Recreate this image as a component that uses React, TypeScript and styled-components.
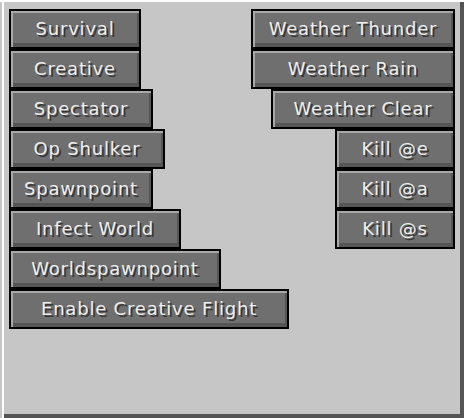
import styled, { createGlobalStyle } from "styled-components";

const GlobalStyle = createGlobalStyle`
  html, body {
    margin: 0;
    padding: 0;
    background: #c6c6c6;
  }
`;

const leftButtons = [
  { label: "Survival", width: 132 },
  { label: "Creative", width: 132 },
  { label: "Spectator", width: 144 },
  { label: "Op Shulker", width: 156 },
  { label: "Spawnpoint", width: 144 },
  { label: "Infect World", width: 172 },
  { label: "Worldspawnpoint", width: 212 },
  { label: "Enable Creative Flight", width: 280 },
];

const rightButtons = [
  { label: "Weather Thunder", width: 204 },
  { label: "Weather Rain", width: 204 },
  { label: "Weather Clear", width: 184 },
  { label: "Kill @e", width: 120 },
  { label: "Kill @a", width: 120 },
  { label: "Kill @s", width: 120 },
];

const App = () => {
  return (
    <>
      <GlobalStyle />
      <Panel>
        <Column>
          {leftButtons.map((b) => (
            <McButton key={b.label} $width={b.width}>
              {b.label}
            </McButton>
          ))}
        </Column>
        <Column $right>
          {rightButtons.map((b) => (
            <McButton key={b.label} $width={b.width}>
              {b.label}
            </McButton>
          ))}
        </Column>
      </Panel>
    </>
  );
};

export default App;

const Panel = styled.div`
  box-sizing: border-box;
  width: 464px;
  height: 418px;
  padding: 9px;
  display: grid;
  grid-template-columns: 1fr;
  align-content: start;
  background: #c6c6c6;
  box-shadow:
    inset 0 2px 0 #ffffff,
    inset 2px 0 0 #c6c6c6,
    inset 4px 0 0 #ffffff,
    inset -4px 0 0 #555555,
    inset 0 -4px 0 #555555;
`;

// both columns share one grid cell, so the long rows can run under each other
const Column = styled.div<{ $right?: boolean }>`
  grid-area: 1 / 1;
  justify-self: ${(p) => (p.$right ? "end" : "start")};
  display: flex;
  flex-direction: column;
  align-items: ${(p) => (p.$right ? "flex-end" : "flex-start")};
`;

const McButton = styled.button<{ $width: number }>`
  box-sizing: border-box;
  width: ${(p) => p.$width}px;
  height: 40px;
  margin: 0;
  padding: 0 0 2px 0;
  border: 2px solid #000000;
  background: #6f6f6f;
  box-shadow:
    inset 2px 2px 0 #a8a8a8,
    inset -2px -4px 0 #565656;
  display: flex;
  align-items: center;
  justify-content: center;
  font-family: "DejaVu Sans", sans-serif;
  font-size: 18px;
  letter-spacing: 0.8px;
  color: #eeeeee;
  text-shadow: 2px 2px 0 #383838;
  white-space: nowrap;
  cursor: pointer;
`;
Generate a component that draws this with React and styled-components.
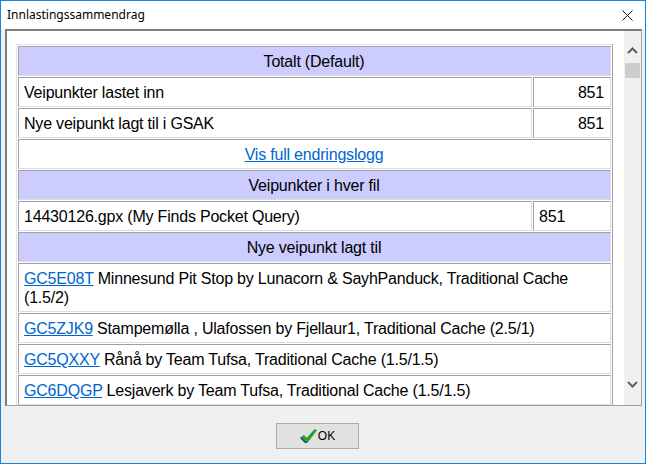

--- --- ---

What you are asked to do: Every record must be copied exactly, with the pictures left out.

The solution:
Recreate this image as a component that uses React, TypeScript and styled-components.
import styled, { createGlobalStyle } from "styled-components";

const GlobalStyle = createGlobalStyle`
  html, body {
    margin: 0;
    padding: 0;
    background: #c6c6c6;
  }
`;

const leftButtons = [
  { label: "Survival", width: 132 },
  { label: "Creative", width: 132 },
  { label: "Spectator", width: 144 },
  { label: "Op Shulker", width: 156 },
  { label: "Spawnpoint", width: 144 },
  { label: "Infect World", width: 172 },
  { label: "Worldspawnpoint", width: 212 },
  { label: "Enable Creative Flight", width: 280 },
];

const rightButtons = [
  { label: "Weather Thunder", width: 204 },
  { label: "Weather Rain", width: 204 },
  { label: "Weather Clear", width: 184 },
  { label: "Kill @e", width: 120 },
  { label: "Kill @a", width: 120 },
  { label: "Kill @s", width: 120 },
];

const App = () => {
  return (
    <>
      <GlobalStyle />
      <Panel>
        <Column>
          {leftButtons.map((b) => (
            <McButton key={b.label} $width={b.width}>
              {b.label}
            </McButton>
          ))}
        </Column>
        <Column $right>
          {rightButtons.map((b) => (
            <McButton key={b.label} $width={b.width}>
              {b.label}
            </McButton>
          ))}
        </Column>
      </Panel>
    </>
  );
};

export default App;

const Panel = styled.div`
  box-sizing: border-box;
  width: 464px;
  height: 418px;
  padding: 9px;
  display: grid;
  grid-template-columns: 1fr;
  align-content: start;
  background: #c6c6c6;
  box-shadow:
    inset 0 2px 0 #ffffff,
    inset 2px 0 0 #c6c6c6,
    inset 4px 0 0 #ffffff,
    inset -4px 0 0 #555555,
    inset 0 -4px 0 #555555;
`;

// both columns share one grid cell, so the long rows can run under each other
const Column = styled.div<{ $right?: boolean }>`
  grid-area: 1 / 1;
  justify-self: ${(p) => (p.$right ? "end" : "start")};
  display: flex;
  flex-direction: column;
  align-items: ${(p) => (p.$right ? "flex-end" : "flex-start")};
`;

const McButton = styled.button<{ $width: number }>`
  box-sizing: border-box;
  width: ${(p) => p.$width}px;
  height: 40px;
  margin: 0;
  padding: 0 0 2px 0;
  border: 2px solid #000000;
  background: #6f6f6f;
  box-shadow:
    inset 2px 2px 0 #a8a8a8,
    inset -2px -4px 0 #565656;
  display: flex;
  align-items: center;
  justify-content: center;
  font-family: "DejaVu Sans", sans-serif;
  font-size: 18px;
  letter-spacing: 0.8px;
  color: #eeeeee;
  text-shadow: 2px 2px 0 #383838;
  white-space: nowrap;
  cursor: pointer;
`;
Generate a component that draws this with React and styled-components.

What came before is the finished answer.